RUSHDIE: I could be wrong. What do you think?

 BRIDGET: Uh…do you know…[Inhales]. . .where the toilets are?

Awk. Ward.

I find I attract these sorts of conversations regularly and I have to say, if you say something with enough conviction, you’re usually ok for about three seconds, then you have to rapidly exit the conversation so you aren’t asked to follow up what ridiculousness you’ve just spewed.

It’s hard when it’s your boss. In a small, open-plan office. With only a handful of staff. You can only run out of the office like about three times before it looks odd.

However, there are two situations where I know I’ll be wigged out. Two situations where I expect that feeling of flight will overcome me but am not supposed to run away to the nearest bushy shrub and cry out the awkward.

One is meeting a new mother.

Even if this new mother is a friend, I will be like I’ve entered a giant Woolies without a shopping list.  I can’t remember anything (and if I was in Woolies I would head straight to the cheese section).

You look at her, smile, say ‘nawww’, smile and say ‘so how are you, you look good….?’

Everything is a question because I don’t have children.

I have warned pregnant friends that this will happen and usually there is some kind of contingency that we will talk about shoes or Mad Men or Operation Repo (anything, clearly) to transition to the baby stuff.

Because it’s changed. Not in any kind of way, other than it’s changed.  I worry that Im not going to have anything in common with my friend anymore as ‘things have changed’.  And silly me, I’ve already anticipated it. It leaves everyone feeling awkward.

I tried to make a joke once about this diary my friend had on her baby – sleep patterns, types of crying, which nipple was last used in the feeding, (what time Seinfeld was scheduled on 7mate that day, I think that was part of the joke)… you get the idea.

‘And how would you know?’ was the unexpected shut-down.

Wow.

OK, you know what? She was right, I didn’t know, but she knew that I didn’t know, so she could’ve cut me some slack.  It’s kind of ruined me when it comes to talking about children, so I usually just say how much I hate it. Trust me, it’s just bravado. The thinnest form.

It’s just that I turn into Bridget Jones – with other women.

The same deal with brides.

So, you arrive at the wedding of your closest friends. You sit in the church or garden or whatever. Hey, you might even stand. The bride comes down the aisle, they say their vows, ring on finger, they kiss. It’s done. Hooray.

For me, it’s at this very moment  I turn into Bridget Jones.

There is usually a lineup after the wedding ceremony.  You approach the gorgeous new Mr and Mrs. They’re your friends, you’re so happy for them. You move further up the line. They look amazing. The detail of her dress is breathtaking. You move further up. You start to think….. what the hell am I going to say to them?

You scuttle up the line. Alarmed. You’re the next person.

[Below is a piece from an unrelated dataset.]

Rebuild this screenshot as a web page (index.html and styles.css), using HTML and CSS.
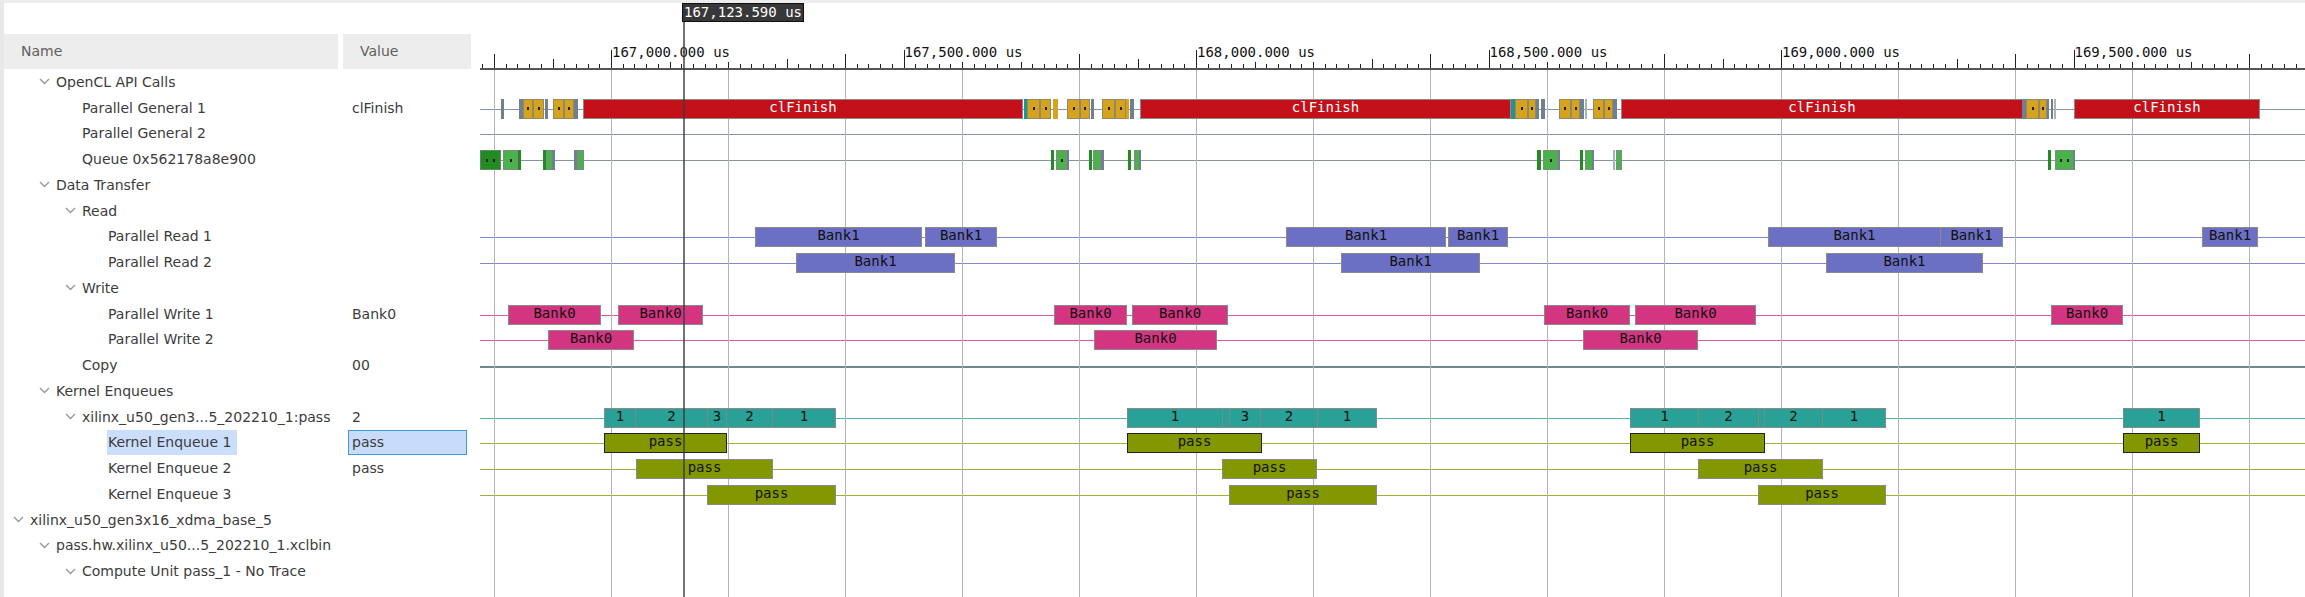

You can’t help but smile and then you say.. ‘congratulations, you look so beautiful’.. then, well, that’s it.

At another wedding, I tried it again, but  this time I cunningly made myself the last person in the lineup.

It was worse.

I said ‘congratulations, you look beautiful’

The bride and I just stared at each other.

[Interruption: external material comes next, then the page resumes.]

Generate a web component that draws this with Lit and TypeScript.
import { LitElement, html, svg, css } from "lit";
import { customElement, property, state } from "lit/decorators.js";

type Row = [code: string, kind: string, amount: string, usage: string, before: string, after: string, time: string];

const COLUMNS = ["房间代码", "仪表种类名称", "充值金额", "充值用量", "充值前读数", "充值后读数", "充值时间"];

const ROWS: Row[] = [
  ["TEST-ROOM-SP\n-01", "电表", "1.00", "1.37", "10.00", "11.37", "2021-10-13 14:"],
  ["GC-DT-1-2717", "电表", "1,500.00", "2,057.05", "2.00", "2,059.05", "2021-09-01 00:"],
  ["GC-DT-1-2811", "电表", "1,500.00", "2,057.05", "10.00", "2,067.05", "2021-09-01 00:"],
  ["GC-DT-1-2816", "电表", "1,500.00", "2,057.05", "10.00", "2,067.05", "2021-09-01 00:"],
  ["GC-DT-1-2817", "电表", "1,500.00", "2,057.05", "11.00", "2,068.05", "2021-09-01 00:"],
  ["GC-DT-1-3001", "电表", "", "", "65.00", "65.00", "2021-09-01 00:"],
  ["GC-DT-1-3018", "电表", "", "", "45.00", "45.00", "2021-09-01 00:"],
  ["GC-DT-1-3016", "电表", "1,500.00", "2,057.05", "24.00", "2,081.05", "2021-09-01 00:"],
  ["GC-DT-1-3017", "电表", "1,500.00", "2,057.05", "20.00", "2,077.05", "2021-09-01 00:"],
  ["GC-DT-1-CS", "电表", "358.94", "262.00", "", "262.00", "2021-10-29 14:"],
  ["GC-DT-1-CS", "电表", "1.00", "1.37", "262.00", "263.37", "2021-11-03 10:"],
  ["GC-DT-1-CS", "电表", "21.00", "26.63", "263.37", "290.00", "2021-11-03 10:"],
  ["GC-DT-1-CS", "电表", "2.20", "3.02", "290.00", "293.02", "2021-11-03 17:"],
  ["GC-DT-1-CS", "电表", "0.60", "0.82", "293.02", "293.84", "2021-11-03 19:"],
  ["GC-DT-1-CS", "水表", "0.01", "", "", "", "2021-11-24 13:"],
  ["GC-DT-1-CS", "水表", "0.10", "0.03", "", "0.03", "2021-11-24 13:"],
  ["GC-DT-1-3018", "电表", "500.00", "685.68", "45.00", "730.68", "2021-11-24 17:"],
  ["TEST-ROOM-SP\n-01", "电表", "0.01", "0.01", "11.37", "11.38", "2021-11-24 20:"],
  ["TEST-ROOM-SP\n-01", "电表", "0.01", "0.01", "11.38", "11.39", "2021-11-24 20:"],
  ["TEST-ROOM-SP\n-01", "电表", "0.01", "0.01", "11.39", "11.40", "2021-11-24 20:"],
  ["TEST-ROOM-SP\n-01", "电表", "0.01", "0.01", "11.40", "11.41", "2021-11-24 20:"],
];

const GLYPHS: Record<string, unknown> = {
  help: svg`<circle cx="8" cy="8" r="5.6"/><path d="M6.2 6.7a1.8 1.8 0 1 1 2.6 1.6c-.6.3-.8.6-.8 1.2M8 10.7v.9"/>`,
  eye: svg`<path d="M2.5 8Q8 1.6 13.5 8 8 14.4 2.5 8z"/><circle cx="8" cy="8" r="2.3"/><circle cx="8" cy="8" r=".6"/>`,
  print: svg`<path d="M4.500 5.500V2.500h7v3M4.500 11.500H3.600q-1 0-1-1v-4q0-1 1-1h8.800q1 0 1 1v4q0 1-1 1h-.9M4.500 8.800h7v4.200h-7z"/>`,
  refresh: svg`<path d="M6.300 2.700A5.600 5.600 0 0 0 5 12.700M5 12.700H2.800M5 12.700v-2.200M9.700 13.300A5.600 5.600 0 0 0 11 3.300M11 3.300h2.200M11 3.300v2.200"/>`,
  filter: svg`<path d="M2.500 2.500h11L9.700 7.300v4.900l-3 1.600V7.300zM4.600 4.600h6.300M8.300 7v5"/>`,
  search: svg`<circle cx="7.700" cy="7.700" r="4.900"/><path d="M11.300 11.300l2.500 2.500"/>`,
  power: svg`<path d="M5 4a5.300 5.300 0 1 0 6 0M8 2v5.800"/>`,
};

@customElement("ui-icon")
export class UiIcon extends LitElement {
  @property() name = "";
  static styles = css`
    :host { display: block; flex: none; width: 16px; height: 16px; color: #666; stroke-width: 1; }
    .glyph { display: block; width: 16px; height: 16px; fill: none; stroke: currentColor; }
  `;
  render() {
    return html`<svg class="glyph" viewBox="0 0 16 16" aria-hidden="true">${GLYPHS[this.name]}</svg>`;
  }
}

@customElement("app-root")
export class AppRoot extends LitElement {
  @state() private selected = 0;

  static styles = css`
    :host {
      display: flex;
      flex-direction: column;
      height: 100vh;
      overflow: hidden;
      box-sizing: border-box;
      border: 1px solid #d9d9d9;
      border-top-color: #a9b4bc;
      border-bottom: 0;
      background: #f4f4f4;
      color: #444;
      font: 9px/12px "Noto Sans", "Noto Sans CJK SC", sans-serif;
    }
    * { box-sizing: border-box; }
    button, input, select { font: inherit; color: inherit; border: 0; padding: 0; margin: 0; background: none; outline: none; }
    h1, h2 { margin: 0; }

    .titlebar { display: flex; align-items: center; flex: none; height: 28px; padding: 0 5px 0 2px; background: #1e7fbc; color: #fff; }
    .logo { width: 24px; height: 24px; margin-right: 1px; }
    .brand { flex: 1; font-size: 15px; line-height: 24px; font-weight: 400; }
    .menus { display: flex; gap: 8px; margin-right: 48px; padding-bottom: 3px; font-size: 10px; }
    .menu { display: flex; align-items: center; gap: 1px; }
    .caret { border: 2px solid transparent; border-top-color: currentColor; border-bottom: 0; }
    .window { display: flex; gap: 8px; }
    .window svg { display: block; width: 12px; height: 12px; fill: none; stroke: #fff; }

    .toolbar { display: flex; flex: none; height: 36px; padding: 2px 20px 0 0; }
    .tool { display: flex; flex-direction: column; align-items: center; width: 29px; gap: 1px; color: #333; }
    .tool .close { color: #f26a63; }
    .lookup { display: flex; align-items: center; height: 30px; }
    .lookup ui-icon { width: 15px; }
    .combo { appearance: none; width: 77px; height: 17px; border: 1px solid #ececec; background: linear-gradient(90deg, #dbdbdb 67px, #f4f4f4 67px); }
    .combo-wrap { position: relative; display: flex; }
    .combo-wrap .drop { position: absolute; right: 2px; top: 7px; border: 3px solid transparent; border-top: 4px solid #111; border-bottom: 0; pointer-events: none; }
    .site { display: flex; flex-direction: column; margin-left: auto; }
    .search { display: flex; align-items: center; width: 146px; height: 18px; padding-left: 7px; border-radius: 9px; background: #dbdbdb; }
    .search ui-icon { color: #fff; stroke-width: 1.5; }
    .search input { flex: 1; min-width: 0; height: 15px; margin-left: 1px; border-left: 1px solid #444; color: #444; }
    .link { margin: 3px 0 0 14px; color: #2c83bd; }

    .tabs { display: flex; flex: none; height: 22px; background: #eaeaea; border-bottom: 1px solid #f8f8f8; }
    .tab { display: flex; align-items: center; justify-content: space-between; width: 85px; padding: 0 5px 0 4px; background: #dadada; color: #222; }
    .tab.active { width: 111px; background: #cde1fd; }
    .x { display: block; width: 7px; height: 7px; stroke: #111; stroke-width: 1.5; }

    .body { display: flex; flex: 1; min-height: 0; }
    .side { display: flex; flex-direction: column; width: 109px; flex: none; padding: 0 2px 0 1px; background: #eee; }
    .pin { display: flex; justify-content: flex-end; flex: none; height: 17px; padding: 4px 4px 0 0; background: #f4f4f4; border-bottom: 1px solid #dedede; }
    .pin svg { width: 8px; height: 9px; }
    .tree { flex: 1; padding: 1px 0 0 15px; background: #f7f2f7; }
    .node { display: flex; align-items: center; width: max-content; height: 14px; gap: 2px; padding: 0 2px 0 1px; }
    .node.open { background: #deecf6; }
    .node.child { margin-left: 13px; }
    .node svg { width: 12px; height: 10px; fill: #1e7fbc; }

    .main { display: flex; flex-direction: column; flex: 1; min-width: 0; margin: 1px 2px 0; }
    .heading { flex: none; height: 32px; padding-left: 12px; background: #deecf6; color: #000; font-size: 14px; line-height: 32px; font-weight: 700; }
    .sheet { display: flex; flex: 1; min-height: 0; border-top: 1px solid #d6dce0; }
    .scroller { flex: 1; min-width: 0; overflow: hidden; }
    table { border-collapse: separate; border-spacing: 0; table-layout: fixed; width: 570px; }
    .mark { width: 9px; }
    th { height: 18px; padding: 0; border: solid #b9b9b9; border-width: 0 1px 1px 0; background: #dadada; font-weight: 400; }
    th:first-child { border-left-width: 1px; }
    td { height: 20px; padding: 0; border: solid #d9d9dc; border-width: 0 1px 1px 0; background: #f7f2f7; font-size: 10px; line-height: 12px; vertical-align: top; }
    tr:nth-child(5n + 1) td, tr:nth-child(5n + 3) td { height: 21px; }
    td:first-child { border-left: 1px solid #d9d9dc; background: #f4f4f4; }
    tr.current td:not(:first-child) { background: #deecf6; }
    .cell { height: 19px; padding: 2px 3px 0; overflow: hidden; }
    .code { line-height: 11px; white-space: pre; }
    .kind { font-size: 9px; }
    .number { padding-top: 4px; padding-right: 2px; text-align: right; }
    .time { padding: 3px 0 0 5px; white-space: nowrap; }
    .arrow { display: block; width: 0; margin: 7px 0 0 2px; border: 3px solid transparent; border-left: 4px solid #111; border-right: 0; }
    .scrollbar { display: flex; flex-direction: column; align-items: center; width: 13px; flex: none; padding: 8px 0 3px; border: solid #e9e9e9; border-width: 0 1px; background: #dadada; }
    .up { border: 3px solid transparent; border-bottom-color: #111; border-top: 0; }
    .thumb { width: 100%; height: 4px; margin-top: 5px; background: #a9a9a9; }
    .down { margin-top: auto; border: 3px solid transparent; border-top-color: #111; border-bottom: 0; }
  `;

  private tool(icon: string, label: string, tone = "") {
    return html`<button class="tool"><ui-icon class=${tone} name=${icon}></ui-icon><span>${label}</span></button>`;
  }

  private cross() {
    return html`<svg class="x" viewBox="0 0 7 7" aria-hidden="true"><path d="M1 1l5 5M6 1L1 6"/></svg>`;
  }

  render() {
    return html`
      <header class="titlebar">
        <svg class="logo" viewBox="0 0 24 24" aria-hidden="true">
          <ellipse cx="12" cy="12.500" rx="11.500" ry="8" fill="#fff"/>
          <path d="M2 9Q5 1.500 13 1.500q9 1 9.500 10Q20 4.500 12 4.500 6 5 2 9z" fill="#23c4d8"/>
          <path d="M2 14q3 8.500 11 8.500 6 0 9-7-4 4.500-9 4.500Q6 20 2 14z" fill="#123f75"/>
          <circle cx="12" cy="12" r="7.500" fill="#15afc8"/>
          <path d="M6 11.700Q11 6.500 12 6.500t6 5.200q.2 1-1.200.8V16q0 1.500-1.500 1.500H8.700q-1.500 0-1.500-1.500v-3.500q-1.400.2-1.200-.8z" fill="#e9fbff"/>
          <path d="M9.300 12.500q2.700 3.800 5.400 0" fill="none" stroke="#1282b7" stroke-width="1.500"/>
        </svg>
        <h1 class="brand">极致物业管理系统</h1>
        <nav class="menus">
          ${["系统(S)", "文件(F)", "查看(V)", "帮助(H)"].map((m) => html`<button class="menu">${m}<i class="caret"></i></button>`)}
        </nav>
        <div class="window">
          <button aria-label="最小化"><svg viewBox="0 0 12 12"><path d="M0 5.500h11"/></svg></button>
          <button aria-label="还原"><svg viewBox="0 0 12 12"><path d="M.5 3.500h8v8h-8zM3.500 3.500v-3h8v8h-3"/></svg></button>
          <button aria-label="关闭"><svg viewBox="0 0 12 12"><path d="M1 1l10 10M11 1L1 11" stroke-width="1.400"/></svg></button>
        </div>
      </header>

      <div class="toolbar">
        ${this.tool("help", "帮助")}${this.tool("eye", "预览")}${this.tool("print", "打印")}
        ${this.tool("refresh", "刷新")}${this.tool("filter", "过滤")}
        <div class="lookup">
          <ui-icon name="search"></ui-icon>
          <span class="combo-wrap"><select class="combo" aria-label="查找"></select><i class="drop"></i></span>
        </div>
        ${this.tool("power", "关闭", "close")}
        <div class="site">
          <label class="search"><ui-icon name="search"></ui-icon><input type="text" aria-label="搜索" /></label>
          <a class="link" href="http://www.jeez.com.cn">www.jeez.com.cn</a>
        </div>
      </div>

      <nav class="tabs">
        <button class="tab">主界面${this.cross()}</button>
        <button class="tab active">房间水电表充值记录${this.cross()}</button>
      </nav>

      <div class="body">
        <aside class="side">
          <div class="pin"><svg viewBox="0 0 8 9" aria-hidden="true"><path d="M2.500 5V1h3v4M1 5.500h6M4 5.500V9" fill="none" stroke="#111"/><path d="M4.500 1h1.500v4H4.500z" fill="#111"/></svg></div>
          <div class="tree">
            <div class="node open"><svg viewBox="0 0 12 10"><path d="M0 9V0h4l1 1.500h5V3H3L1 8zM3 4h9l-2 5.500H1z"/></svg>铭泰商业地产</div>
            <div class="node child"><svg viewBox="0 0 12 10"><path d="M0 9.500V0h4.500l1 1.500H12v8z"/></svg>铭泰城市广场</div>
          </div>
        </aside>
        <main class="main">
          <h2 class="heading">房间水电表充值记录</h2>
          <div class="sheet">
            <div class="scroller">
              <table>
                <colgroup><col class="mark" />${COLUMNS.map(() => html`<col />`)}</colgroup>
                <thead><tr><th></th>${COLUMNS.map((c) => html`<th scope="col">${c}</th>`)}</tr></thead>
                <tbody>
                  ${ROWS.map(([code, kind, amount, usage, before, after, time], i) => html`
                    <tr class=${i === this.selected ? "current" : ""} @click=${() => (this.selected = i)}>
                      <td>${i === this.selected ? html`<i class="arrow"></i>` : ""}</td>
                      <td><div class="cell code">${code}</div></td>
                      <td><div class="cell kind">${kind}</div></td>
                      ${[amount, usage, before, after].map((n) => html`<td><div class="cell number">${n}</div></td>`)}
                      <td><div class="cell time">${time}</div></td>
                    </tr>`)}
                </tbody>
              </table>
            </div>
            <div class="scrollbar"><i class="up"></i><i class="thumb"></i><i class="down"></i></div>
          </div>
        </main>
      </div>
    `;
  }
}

I said, ‘soooo did you catch Mad Men the other night?’

Here we are, fantastic friends, and we had no idea what to say to each other.

I thought, ergh, ‘do you need a drink? I sure do…’ but her bridesmaid was already on it.

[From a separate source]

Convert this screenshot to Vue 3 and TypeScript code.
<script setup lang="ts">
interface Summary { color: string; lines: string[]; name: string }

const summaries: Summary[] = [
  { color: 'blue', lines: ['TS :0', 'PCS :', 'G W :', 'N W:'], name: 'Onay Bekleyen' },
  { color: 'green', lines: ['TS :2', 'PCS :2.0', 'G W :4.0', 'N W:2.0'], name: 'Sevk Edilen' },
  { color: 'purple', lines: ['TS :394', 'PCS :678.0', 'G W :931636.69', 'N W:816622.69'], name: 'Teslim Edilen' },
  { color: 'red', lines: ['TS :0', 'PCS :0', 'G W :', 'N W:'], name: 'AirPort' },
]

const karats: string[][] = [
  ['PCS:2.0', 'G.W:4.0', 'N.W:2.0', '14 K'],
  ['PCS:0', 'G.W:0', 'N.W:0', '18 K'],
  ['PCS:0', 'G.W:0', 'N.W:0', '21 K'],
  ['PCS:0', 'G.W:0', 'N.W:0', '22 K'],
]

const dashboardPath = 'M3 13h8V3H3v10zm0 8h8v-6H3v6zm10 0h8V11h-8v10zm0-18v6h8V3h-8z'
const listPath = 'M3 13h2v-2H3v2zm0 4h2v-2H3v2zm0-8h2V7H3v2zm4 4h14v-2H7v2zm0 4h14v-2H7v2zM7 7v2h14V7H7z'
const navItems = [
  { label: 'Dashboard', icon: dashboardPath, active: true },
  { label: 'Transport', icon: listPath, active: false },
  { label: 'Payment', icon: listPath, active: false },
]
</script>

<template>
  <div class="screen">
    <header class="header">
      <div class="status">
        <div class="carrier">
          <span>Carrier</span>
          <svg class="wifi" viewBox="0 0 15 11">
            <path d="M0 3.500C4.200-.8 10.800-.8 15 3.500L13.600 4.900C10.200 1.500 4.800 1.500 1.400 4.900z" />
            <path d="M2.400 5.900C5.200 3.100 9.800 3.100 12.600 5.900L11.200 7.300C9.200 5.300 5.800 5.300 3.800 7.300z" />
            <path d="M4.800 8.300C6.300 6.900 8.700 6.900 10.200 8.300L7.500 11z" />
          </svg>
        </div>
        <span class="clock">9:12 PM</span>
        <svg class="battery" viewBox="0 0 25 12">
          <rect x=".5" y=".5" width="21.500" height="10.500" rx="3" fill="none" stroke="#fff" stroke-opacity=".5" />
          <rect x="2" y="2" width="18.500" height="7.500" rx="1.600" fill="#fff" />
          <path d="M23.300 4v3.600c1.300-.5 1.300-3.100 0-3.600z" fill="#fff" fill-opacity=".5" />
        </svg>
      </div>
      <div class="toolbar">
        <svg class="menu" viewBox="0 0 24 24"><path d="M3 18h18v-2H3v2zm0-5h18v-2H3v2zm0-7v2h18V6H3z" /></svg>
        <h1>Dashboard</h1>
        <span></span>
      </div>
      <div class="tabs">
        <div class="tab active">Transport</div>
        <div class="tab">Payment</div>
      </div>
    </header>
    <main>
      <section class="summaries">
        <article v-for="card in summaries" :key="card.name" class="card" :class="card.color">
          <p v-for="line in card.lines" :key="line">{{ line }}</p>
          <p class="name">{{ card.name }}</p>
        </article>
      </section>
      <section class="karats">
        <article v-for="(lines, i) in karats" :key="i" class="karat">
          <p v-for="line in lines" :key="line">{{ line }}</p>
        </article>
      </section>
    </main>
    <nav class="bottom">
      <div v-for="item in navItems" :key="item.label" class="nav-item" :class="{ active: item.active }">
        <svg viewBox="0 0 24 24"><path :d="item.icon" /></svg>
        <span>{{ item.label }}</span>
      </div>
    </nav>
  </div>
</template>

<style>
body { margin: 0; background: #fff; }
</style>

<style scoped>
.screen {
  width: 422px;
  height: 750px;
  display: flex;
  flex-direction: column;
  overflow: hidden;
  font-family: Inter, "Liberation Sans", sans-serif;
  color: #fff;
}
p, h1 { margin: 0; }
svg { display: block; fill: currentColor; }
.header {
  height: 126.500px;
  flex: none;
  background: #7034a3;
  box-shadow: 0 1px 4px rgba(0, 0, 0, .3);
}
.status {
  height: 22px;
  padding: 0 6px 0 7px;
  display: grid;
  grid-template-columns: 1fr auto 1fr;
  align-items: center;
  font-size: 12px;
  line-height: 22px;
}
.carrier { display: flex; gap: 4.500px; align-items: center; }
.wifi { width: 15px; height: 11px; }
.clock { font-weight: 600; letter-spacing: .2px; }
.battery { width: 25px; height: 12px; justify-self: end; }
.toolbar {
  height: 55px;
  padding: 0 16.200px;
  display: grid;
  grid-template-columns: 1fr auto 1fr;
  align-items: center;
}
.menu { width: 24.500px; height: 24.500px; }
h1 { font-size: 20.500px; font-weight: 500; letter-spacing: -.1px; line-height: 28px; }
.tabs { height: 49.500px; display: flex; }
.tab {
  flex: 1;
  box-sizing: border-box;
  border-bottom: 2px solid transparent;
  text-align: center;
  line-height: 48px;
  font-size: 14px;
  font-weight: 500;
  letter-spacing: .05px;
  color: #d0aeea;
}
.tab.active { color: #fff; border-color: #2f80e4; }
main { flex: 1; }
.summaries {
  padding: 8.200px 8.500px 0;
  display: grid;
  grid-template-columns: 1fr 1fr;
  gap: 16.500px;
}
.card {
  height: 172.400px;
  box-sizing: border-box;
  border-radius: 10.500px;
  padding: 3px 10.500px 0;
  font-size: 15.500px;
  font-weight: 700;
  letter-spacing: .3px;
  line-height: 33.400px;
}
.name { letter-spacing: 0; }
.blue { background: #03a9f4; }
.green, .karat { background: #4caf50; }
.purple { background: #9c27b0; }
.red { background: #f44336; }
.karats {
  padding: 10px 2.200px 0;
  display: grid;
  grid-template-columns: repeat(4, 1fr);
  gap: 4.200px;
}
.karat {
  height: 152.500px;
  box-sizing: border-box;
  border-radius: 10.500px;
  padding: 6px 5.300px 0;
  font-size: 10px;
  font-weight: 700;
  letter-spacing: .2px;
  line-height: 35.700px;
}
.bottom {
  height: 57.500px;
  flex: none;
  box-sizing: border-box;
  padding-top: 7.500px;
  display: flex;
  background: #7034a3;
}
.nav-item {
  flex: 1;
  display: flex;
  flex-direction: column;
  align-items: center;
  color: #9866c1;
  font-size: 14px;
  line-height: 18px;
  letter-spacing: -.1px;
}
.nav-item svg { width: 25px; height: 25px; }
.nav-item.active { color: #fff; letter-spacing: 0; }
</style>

‘OK, I’ll catch you later, at the…. you know, the thing’

It was like Baby Houseman from Dirty Dancing, ‘I carried a watermelon…?’

So a back-up plan is needed.

I need a list of appropriate questions, like the time I whipped out my question list at speed dating one time.

It has to be full of clichés – but genuine clichés –  as normal questions like ‘aww man, did you see that link I posted this morning on Facebook?’ or ‘So anyway, I eventually had that talk with my boss but it just brought up this new problem of….’ don’t seem appropriate..

  • How long did it take to get your hair so gorgeous?
  • How did your mum/dad go when she saw you in your dress for the first time?
  • Where are you getting your photos done? How long do you think that will take?
  • Let me see your gorgeous ring?
  • Can you just quickly point the parents out for me? What are their names again?
  • I’m sure your bridesmaids are on it, but do you need anything?
  • Show me your shoes, did it take long to break them in?
  • What’s your something borrowed/old/blue?

These are very genuine, thoughtful clichés that will get you through this very precise, but awkward moment.